89. What film/book/ character(s) fascinates/irritates you?

These topics provide an incredibly important part of popular culture as well as attract possible readers who might be searching for what piece of media fascinates or irritates them. This was what made me write about my overall experience reading the “Song of Ice and Fire” series, as well as a character whose psychology fascinated me.

90. Are there any articles or videos you enjoy that can be hyperlinked?

A YouTube video of an Irish Gaelic translation of Avicii’s “Wake Me Up” inspired me to write my first article for Odyssey Online.

91. How attractive is your article to a future employer?

Always remember that your article could catch his attention if it is resume-friendly.

92. If not, how can you MAKE it so?

What argumentation are you trying to make and why is that? Even if it is a ranting article, how can you convince the reader to agree with you? What kind of perspective are you taking?

93. What topics can you think of when looking at the headline picture?

Perhaps you thought of traveling to Roraima?

94. Can a detail in an article you already wrote and published be expanded into its own article?

This was where I gained the inspiration to write about the link between consumption of pornography and misogyny, since an article I wrote dealing with pornography addiction mentioned that briefly. This answer may require more introspection and writing down many possible titles based on that single topic.

95. If you could co-author an article with someone in your group, what would be the topic?

Whether you share the same topic ideas or differ, what really matters is how much you can incorporate collaboration into your portfolio.

96. What is a topic that you think is rarely discussed?

In my case, I feel like people confine endangered languages into some National Geographic special and not as a daily reality for a lot of people in this world.

97. What articles can you write to cover an entire month of deadlines?

Not only is this a way of keeping up with the deadlines, but it may help when you are struggling to conjure any more topics or you’re preparing for an elaborately long article that might consume an entire month’s worth of research.

98. What “how-to…” tips do you have?

This article could involve instructions that are either simple or complicated.

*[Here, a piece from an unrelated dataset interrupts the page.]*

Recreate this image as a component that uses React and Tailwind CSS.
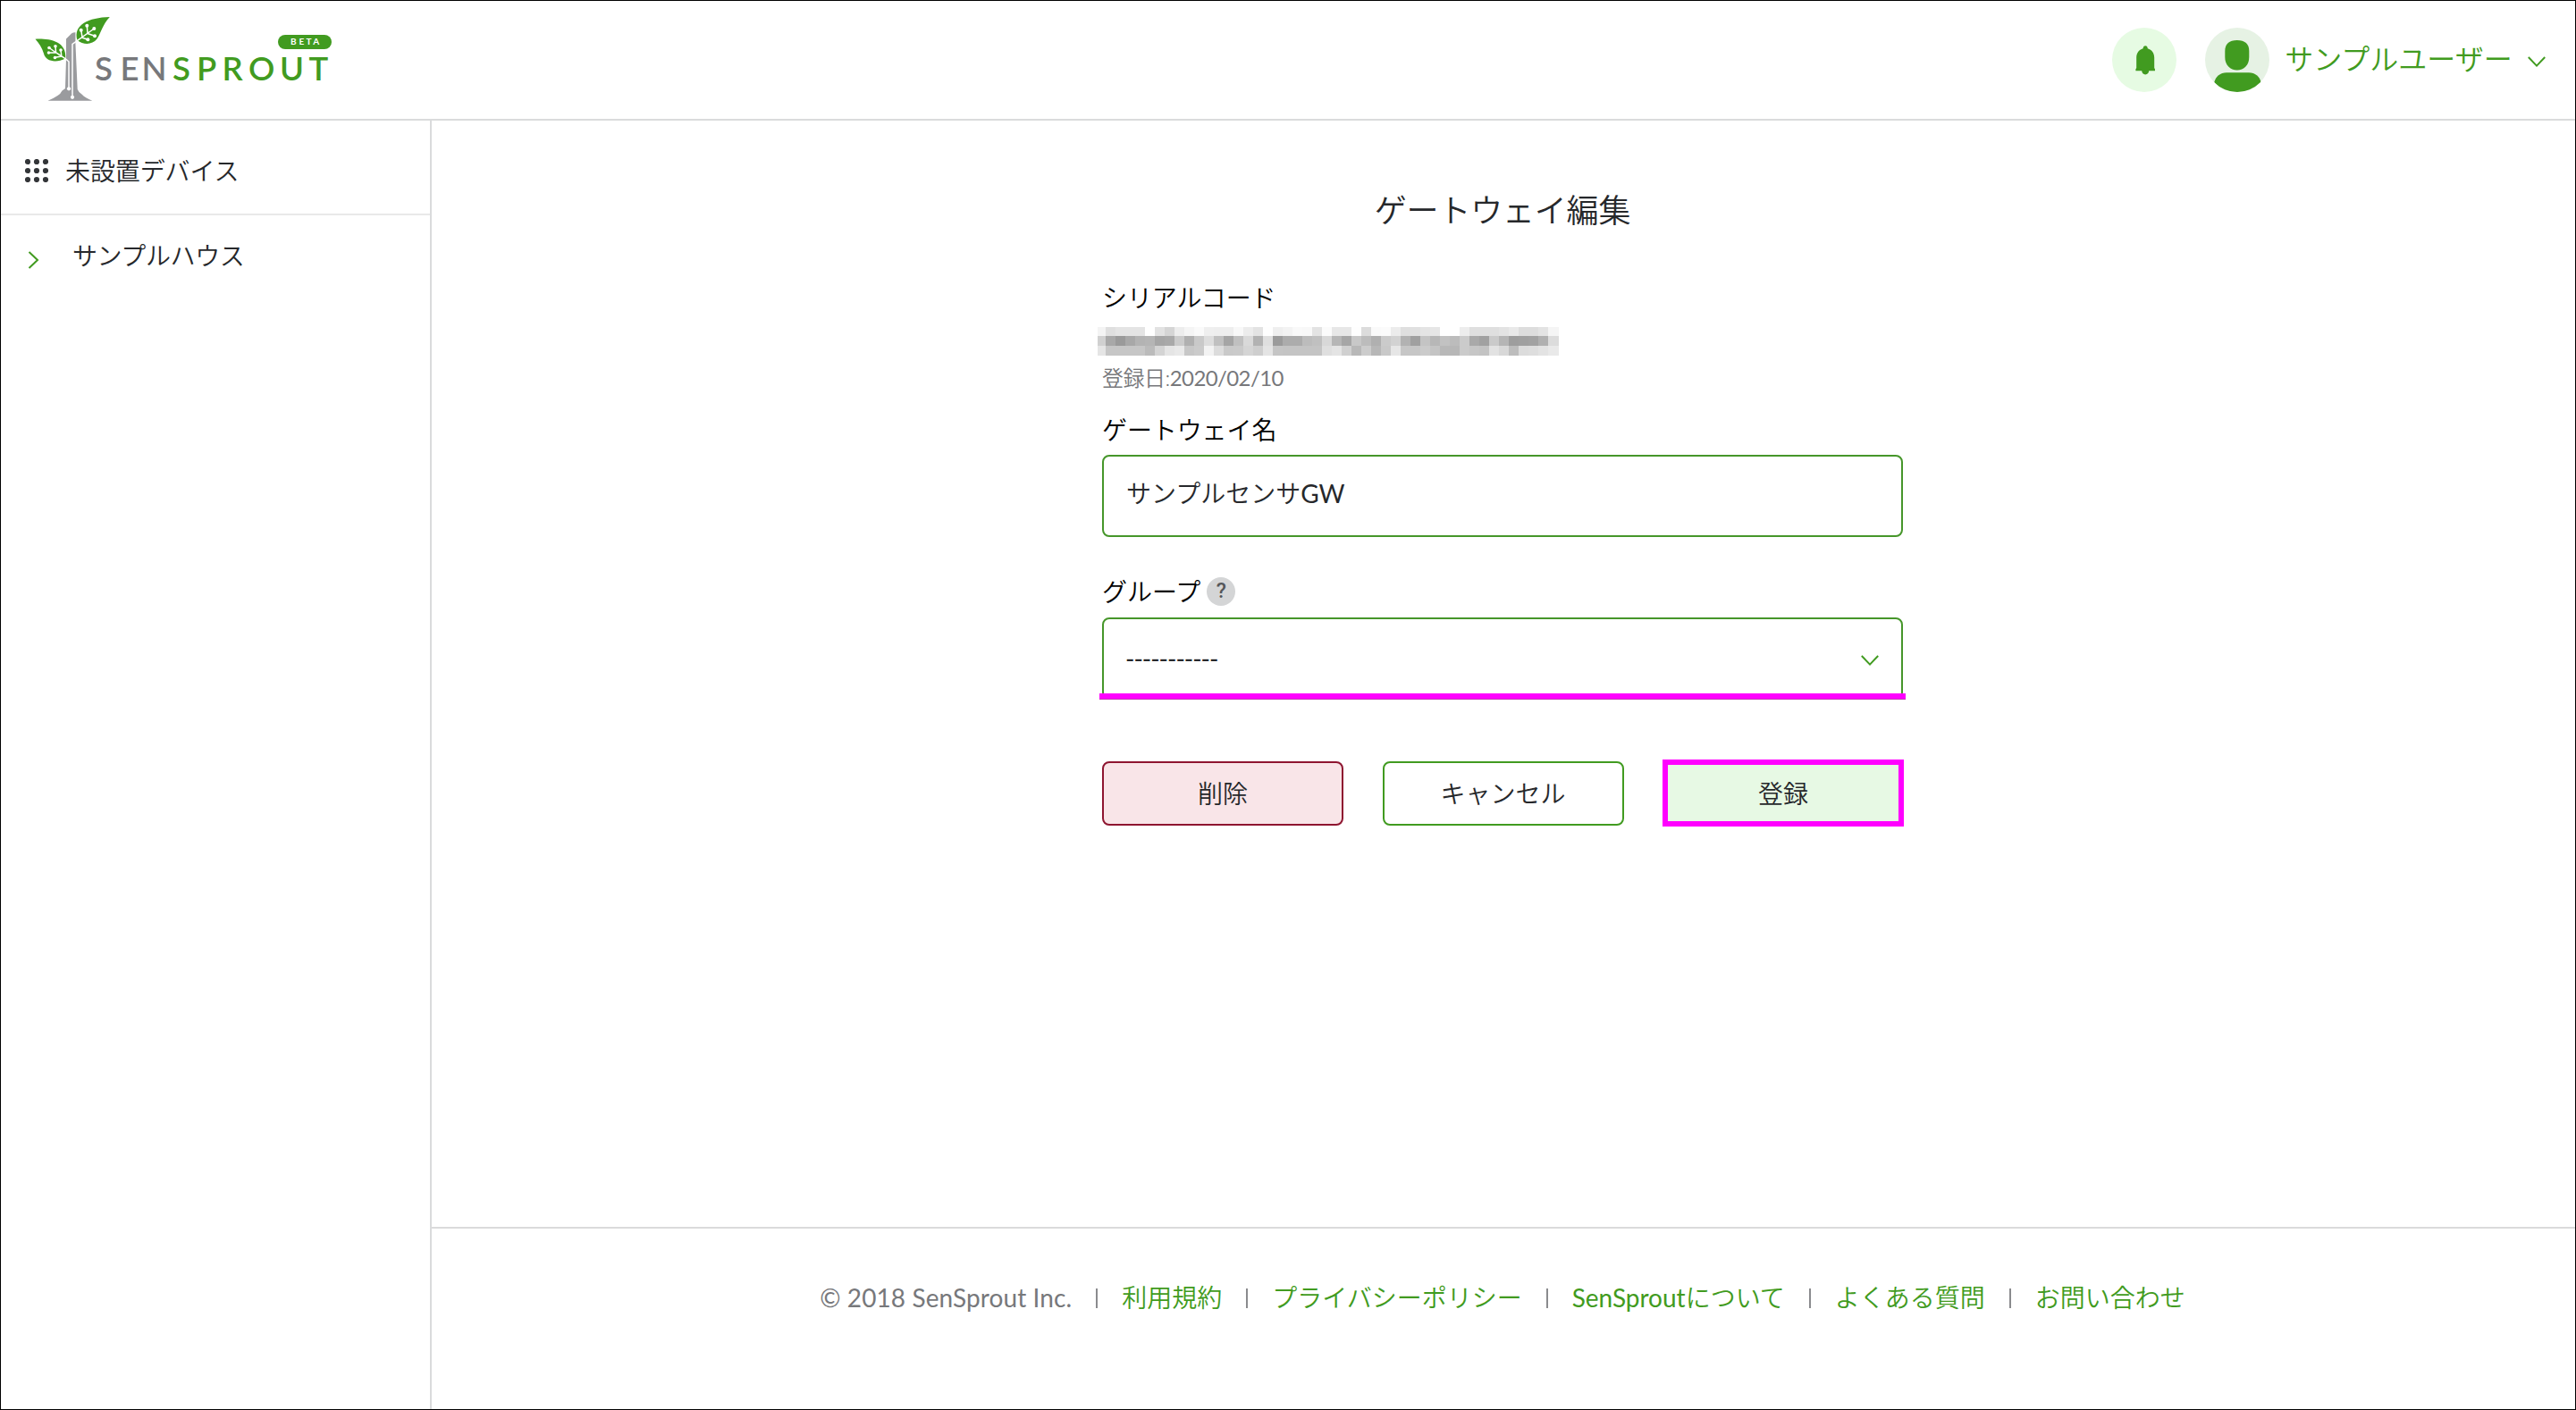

99. And most importantly, what kind of questions do YOU want to ask any readers?

The articles you write might be the answers to your own questions. You could even make your questions into the headline titles, just like I did when pondering whether Pocahontas’ language could have new speakers or engaging the reader’s curiosity of a location they may not be aware existed.

100. Have you thought of putting all of these questions into strips of paper, putting them into a closeable jar, shaking them, and randomly selecting one out of 99?

If you are struggling to write any of these topics, you could just randomly pick one.